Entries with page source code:
★ ★ ★ ★ ★ ★ ★
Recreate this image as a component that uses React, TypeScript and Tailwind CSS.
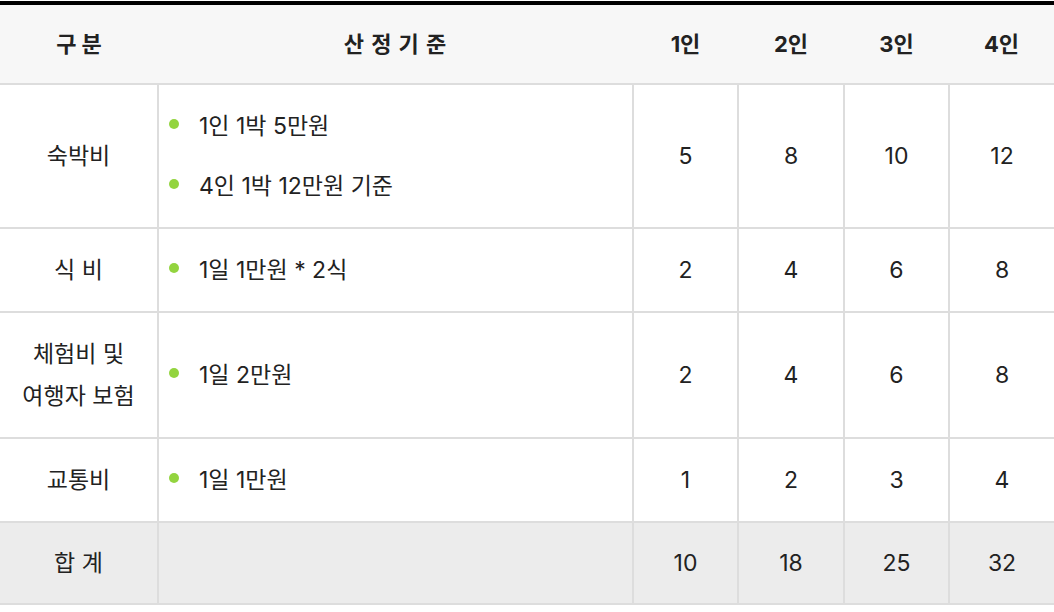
import React from "react";

interface CostRow {
  label: string[];
  items: string[];
  values: number[];
}

const rows: CostRow[] = [
  { label: ["숙박비"], items: ["1인 1박 5만원", "4인 1박 12만원 기준"], values: [5, 8, 10, 12] },
  { label: ["식 비"], items: ["1일 1만원 * 2식"], values: [2, 4, 6, 8] },
  { label: ["체험비 및", "여행자 보험"], items: ["1일 2만원"], values: [2, 4, 6, 8] },
  { label: ["교통비"], items: ["1일 1만원"], values: [1, 2, 3, 4] },
];

const totals = [10, 18, 25, 32];

const App = () => {
  return (
    <div
      className="w-[1054px] h-[612px] bg-white pt-px text-[#222]"
      style={{ fontFamily: 'Inter, "Noto Sans CJK KR", sans-serif' }}
    >
      <table className="w-full table-fixed border-collapse border-t-4 border-black text-[23px] leading-[42px]">
        <colgroup>
          <col className="w-[158px]" />
          <col className="w-[475px]" />
          <col className="w-[105px]" />
          <col className="w-[106px]" />
          <col className="w-[105px]" />
          <col className="w-[105px]" />
        </colgroup>
        <thead>
          {/* 헤더 */}
          <tr className="bg-[#f7f7f7] border-b-2 border-[#dddddd] text-[22px]">
            <th className="h-[81px] font-bold text-center">구 분</th>
            <th className="font-bold text-center tracking-[1px]">산 정 기 준</th>
            <th className="font-bold text-center">1인</th>
            <th className="font-bold text-center">2인</th>
            <th className="font-bold text-center">3인</th>
            <th className="font-bold text-center">4인</th>
          </tr>
        </thead>
        <tbody>
          {rows.map((row, i) => (
            <tr key={i} className="border-b-2 border-[#dddddd]">
              <td className="py-[20px] text-center align-middle">
                {row.label.map((l, j) => (
                  <div key={j}>{l}</div>
                ))}
              </td>
              <td className="border-l-2 border-[#dddddd] py-[20px] pl-[10px] align-middle">
                <ul className="flex flex-col gap-[18px]">
                  {row.items.map((item, j) => (
                    <li key={j} className="flex items-center gap-[20px]">
                      <span className="w-[10px] h-[10px] rounded-full bg-[#93d43f] -mt-[5px]" />
                      <span>{item}</span>
                    </li>
                  ))}
                </ul>
              </td>
              {row.values.map((v, j) => (
                <td key={j} className="border-l-2 border-[#dddddd] text-center align-middle">
                  {v}
                </td>
              ))}
            </tr>
          ))}
          {/* 합계 */}
          <tr className="bg-[#ececec] border-b-2 border-[#dddddd]">
            <td className="h-[82px] text-center align-middle">합 계</td>
            <td className="border-l-2 border-[#dddddd]" />
            {totals.map((v, j) => (
              <td key={j} className="border-l-2 border-[#dddddd] text-center align-middle">
                {v}
              </td>
            ))}
          </tr>
        </tbody>
      </table>
    </div>
  );
};

export default App;
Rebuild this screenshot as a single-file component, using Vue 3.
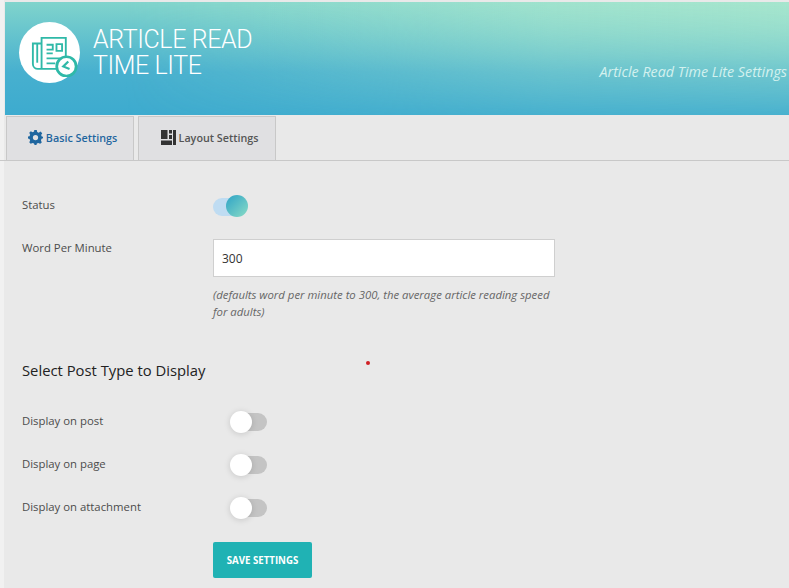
★ ★ ★ ★ ★ ★ ★
— EXERCISE BRIEF —
Restate exactly, please, only the lines between the start of the data and the line containing "const totals = [10, 18, 25, 32];", both ends included, skipping the pictures.

— OUTPUT BELOW —
Recreate this image as a component that uses React, TypeScript and Tailwind CSS.
import React from "react";

interface CostRow {
  label: string[];
  items: string[];
  values: number[];
}

const rows: CostRow[] = [
  { label: ["숙박비"], items: ["1인 1박 5만원", "4인 1박 12만원 기준"], values: [5, 8, 10, 12] },
  { label: ["식 비"], items: ["1일 1만원 * 2식"], values: [2, 4, 6, 8] },
  { label: ["체험비 및", "여행자 보험"], items: ["1일 2만원"], values: [2, 4, 6, 8] },
  { label: ["교통비"], items: ["1일 1만원"], values: [1, 2, 3, 4] },
];

const totals = [10, 18, 25, 32];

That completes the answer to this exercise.